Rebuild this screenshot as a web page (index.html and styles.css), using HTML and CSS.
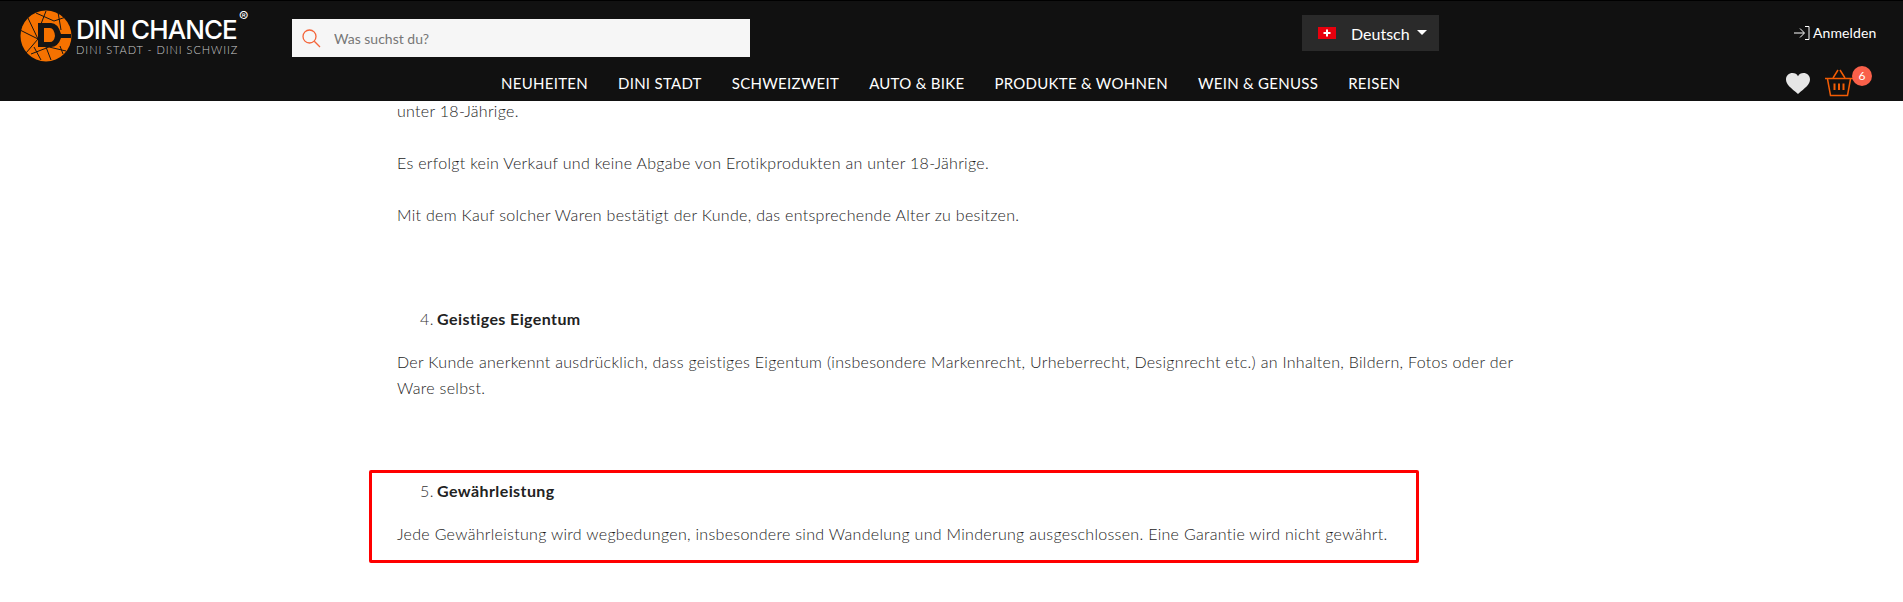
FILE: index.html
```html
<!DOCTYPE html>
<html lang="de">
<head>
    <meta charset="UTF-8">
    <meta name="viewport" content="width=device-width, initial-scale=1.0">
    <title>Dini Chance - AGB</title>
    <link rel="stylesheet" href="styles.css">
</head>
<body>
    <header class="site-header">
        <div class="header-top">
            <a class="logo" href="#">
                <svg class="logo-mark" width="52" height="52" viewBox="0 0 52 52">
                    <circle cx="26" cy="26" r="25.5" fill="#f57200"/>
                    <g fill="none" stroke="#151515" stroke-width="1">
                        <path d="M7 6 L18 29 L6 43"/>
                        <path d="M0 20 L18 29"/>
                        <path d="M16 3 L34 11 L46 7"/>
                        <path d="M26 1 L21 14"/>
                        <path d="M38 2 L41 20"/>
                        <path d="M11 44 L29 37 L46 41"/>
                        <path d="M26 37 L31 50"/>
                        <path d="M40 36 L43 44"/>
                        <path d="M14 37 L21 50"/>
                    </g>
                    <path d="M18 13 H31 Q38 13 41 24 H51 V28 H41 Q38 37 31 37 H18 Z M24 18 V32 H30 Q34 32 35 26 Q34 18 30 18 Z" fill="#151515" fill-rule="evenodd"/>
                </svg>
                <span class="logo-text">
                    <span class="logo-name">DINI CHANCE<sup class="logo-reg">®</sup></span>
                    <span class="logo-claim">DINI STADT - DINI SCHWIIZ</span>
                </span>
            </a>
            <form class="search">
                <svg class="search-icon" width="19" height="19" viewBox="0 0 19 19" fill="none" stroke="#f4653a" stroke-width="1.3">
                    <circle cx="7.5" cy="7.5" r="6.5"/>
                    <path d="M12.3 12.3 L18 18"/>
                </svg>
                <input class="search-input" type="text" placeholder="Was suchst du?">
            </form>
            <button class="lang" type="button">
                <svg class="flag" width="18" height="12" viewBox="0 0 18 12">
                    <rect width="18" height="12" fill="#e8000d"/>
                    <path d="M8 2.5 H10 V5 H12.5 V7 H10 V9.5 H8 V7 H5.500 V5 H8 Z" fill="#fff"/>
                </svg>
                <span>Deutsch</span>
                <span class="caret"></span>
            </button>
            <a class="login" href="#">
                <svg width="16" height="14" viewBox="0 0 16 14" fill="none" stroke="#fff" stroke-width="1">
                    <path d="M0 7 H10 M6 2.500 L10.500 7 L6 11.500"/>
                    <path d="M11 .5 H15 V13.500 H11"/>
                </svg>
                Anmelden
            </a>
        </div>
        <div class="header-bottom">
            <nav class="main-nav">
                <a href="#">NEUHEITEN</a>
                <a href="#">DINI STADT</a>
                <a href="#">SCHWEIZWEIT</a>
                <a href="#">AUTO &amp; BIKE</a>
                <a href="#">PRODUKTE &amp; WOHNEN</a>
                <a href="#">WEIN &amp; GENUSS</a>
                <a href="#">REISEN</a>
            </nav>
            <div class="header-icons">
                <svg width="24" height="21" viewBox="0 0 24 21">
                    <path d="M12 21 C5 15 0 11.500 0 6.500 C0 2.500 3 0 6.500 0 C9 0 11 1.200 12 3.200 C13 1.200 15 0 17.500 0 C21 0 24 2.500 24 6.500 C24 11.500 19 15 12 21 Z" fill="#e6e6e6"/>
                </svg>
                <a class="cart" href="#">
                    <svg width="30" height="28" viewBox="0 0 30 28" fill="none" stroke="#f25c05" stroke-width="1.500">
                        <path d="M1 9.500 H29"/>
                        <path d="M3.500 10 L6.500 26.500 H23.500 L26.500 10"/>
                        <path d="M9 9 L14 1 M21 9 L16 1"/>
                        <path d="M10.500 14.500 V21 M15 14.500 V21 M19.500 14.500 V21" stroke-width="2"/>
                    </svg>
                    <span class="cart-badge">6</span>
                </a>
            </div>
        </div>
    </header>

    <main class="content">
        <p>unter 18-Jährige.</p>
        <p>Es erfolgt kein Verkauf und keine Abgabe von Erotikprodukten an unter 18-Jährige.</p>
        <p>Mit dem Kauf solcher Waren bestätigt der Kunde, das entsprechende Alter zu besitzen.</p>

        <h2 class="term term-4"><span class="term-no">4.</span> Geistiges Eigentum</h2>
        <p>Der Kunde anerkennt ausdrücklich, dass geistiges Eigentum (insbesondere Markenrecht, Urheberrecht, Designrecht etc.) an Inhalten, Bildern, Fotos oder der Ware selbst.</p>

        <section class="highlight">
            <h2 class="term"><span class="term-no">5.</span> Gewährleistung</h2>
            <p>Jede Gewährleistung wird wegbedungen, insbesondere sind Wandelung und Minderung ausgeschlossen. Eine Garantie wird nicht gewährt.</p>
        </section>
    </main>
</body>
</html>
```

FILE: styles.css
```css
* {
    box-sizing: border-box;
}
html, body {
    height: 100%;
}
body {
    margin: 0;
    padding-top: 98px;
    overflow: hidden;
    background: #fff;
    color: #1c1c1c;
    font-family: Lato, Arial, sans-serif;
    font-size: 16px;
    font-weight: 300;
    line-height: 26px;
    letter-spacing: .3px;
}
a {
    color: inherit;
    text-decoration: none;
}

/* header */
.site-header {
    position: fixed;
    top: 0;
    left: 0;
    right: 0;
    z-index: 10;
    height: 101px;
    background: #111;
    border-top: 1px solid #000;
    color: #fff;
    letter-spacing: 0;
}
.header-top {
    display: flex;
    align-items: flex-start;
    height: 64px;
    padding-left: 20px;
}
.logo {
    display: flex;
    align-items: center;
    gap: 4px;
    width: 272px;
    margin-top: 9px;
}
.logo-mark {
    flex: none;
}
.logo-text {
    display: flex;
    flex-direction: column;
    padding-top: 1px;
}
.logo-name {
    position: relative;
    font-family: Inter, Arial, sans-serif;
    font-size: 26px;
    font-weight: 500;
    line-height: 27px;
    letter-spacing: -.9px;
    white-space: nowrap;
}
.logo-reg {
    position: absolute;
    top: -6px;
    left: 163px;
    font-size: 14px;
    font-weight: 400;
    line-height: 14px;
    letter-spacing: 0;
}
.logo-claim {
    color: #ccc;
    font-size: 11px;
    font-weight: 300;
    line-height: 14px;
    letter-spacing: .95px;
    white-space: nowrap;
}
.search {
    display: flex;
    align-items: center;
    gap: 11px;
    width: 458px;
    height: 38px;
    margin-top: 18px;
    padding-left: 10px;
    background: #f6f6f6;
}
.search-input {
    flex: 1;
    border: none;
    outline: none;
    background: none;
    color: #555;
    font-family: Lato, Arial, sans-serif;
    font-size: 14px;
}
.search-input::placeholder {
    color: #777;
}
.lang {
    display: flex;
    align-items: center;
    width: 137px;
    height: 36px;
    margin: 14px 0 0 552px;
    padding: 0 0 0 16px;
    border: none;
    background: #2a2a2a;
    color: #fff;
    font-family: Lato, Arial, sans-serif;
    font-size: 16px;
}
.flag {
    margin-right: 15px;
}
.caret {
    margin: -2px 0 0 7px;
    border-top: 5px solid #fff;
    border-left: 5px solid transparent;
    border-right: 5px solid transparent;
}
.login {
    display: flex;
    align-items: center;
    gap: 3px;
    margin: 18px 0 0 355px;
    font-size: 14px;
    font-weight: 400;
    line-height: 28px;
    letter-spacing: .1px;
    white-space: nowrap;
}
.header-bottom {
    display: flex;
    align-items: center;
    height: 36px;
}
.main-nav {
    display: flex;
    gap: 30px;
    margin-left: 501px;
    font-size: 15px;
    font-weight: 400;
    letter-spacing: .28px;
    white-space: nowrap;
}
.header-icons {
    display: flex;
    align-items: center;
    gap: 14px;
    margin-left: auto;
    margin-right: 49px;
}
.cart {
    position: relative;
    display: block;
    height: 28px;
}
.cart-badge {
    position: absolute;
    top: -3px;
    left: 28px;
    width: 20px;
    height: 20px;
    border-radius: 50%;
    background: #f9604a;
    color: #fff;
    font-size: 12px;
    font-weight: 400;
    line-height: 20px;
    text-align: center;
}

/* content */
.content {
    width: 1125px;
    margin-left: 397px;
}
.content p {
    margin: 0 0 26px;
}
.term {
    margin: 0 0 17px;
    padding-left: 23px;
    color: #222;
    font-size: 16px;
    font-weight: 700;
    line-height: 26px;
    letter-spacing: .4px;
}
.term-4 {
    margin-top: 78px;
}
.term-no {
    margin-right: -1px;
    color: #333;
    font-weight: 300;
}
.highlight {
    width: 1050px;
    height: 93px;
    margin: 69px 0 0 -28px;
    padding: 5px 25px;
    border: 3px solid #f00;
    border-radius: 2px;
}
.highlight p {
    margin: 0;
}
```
══════════════════════════════
> Direction:
Tell how many lines of the data above hold the string "styles". Give only the number.

> Solution to the exercise:
3